[SET EXERCISE]
Show only lines that include "components".

[DATASET SECTION]
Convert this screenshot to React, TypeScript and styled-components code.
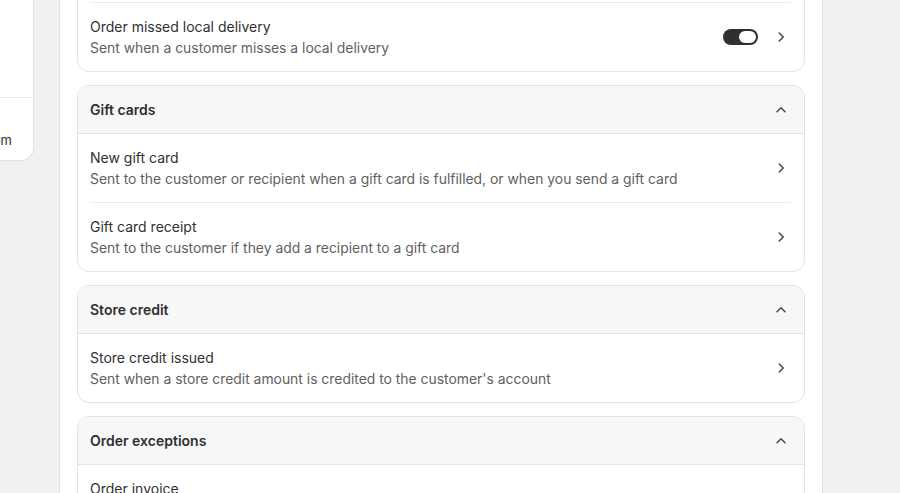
import React from 'react';
import styled, { createGlobalStyle } from 'styled-components';

const GlobalStyle = createGlobalStyle`
  html, body {
    margin: 0;
    padding: 0;
    background: #f1f1f1;
    overflow: hidden;
  }
  body {
    font-family: Inter, "Noto Sans", "Liberation Sans", sans-serif;
    font-size: 14px;
    color: #303030;
    -webkit-font-smoothing: antialiased;
  }
`;

type Notification = {
  title: string;
  description: string;
  toggle?: boolean;
};

type Section = {
  heading?: string;
  items: Notification[];
};

const sections: Section[] = [
  {
    items: [
      {
        title: 'Order delivered',
        description: 'Sent when a local order is delivered',
        toggle: true,
      },
      {
        title: 'Order missed local delivery',
        description: 'Sent when a customer misses a local delivery',
        toggle: true,
      },
    ],
  },
  {
    heading: 'Gift cards',
    items: [
      {
        title: 'New gift card',
        description:
          'Sent to the customer or recipient when a gift card is fulfilled, or when you send a gift card',
      },
      {
        title: 'Gift card receipt',
        description: 'Sent to the customer if they add a recipient to a gift card',
      },
    ],
  },
  {
    heading: 'Store credit',
    items: [
      {
        title: 'Store credit issued',
        description:
          "Sent when a store credit amount is credited to the customer's account",
      },
    ],
  },
  {
    heading: 'Order exceptions',
    items: [
      {
        title: 'Order invoice',
        description: 'Sent to the customer with an invoice for their order',
      },
    ],
  },
];

const Page = styled.div`
  display: flex;
  height: 493px;
  overflow: hidden;
`;

const Sidebar = styled.aside`
  width: 59px;
  flex-shrink: 0;
`;

const NavCard = styled.div`
  width: 33px;
  background: #ffffff;
  border-radius: 0 0 12px 0;
  box-shadow: 0 1px 0 rgba(26, 26, 26, 0.07), 1px 0 0 rgba(26, 26, 26, 0.05);
  overflow: hidden;
`;

const NavTop = styled.div`
  height: 97px;
  border-bottom: 1px solid #ebebeb;
`;

const NavBottom = styled.div`
  height: 62px;
  display: flex;
  align-items: center;
  justify-content: flex-end;
  padding: 22px 21px 0 0;
  box-sizing: border-box;
  white-space: nowrap;
  color: #303030;
  font-size: 13px;
  line-height: 20px;
`;

const Main = styled.main`
  width: 728px;
  flex-shrink: 0;
  background: #ffffff;
  border-left: 1px solid #e3e3e3;
  border-right: 1px solid #e3e3e3;
  padding: 0 17px;
  overflow: hidden;
`;

const Stack = styled.div`
  display: flex;
  flex-direction: column;
  gap: 13px;
  margin-top: -67px;
`;

const Card = styled.section`
  border: 1px solid #e3e3e3;
  border-radius: 12px;
  background: #ffffff;
  overflow: hidden;
`;

const CardHeader = styled.div`
  height: 47px;
  display: flex;
  align-items: center;
  justify-content: space-between;
  padding: 0 13px 0 12px;
  background: #f7f7f7;
  border-bottom: 1px solid #e3e3e3;
`;

const Heading = styled.h2`
  margin: 0;
  font-size: 14px;
  font-weight: 600;
  line-height: 20px;
  color: #303030;
`;

const Rows = styled.div`
  padding: 0 13px 0 12px;
`;

const Row = styled.div<{ $divided: boolean }>`
  display: flex;
  align-items: center;
  justify-content: space-between;
  height: 68px;
  border-top: ${(p) => (p.$divided ? '1px solid #ebebeb' : 'none')};
`;

const RowText = styled.div`
  display: flex;
  flex-direction: column;
  gap: 1px;
`;

const Title = styled.span`
  font-size: 14px;
  line-height: 20px;
  color: #303030;
`;

const Description = styled.span`
  font-size: 13.9px;
  line-height: 20px;
  color: #616161;
`;

const Actions = styled.div`
  display: flex;
  align-items: center;
  gap: 13px;
`;

const Toggle = styled.span<{ $on: boolean }>`
  width: 35px;
  height: 16px;
  border-radius: 8px;
  background: ${(p) => (p.$on ? '#303030' : '#e3e3e3')};
  display: flex;
  align-items: center;
  justify-content: ${(p) => (p.$on ? 'flex-end' : 'flex-start')};
  padding: 0 2px;
  box-sizing: border-box;
`;

const Knob = styled.span`
  width: 17px;
  height: 12px;
  border-radius: 6px;
  background: #ffffff;
`;

const Icon = styled.svg`
  width: 20px;
  height: 20px;
  fill: #4a4a4a;
  flex-shrink: 0;
`;

const ChevronRight = () => (
  <Icon viewBox="0 0 20 20">
    <path d="M7.72 14.53a.75.75 0 0 1 0-1.06l3.47-3.47-3.47-3.47a.75.75 0 0 1 1.06-1.06l4 4a.75.75 0 0 1 0 1.06l-4 4a.75.75 0 0 1-1.06 0Z" />
  </Icon>
);

const ChevronUp = () => (
  <Icon viewBox="0 0 20 20">
    <path d="M14.53 12.28a.75.75 0 0 1-1.06 0l-3.47-3.47-3.47 3.47a.75.75 0 0 1-1.06-1.06l4-4a.75.75 0 0 1 1.06 0l4 4a.75.75 0 0 1 0 1.06Z" />
  </Icon>
);

const Aside = styled.div`
  flex: 1;
`;

const App: React.FC = () => (
  <>
    <GlobalStyle />
    <Page>
      <Sidebar>
        <NavCard>
          <NavTop />
          <NavBottom>Custom</NavBottom>
        </NavCard>
      </Sidebar>
      <Main>
        <Stack>
          {sections.map((section, i) => (
            <Card key={i}>
              {section.heading && (
                <CardHeader>
                  <Heading>{section.heading}</Heading>
                  <ChevronUp />
                </CardHeader>
              )}
              <Rows>
                {section.items.map((item, j) => (
                  <Row key={item.title} $divided={j > 0}>
                    <RowText>
                      <Title>{item.title}</Title>
                      <Description>{item.description}</Description>
                    </RowText>
                    <Actions>
                      {item.toggle && (
                        <Toggle $on>
                          <Knob />
                        </Toggle>
                      )}
                      <ChevronRight />
                    </Actions>
                  </Row>
                ))}
              </Rows>
            </Card>
          ))}
        </Stack>
      </Main>
      <Aside />
    </Page>
  </>
);

export default App;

[OUTPUT BELOW]
Convert this screenshot to React, TypeScript and styled-components code.
import styled, { createGlobalStyle } from 'styled-components';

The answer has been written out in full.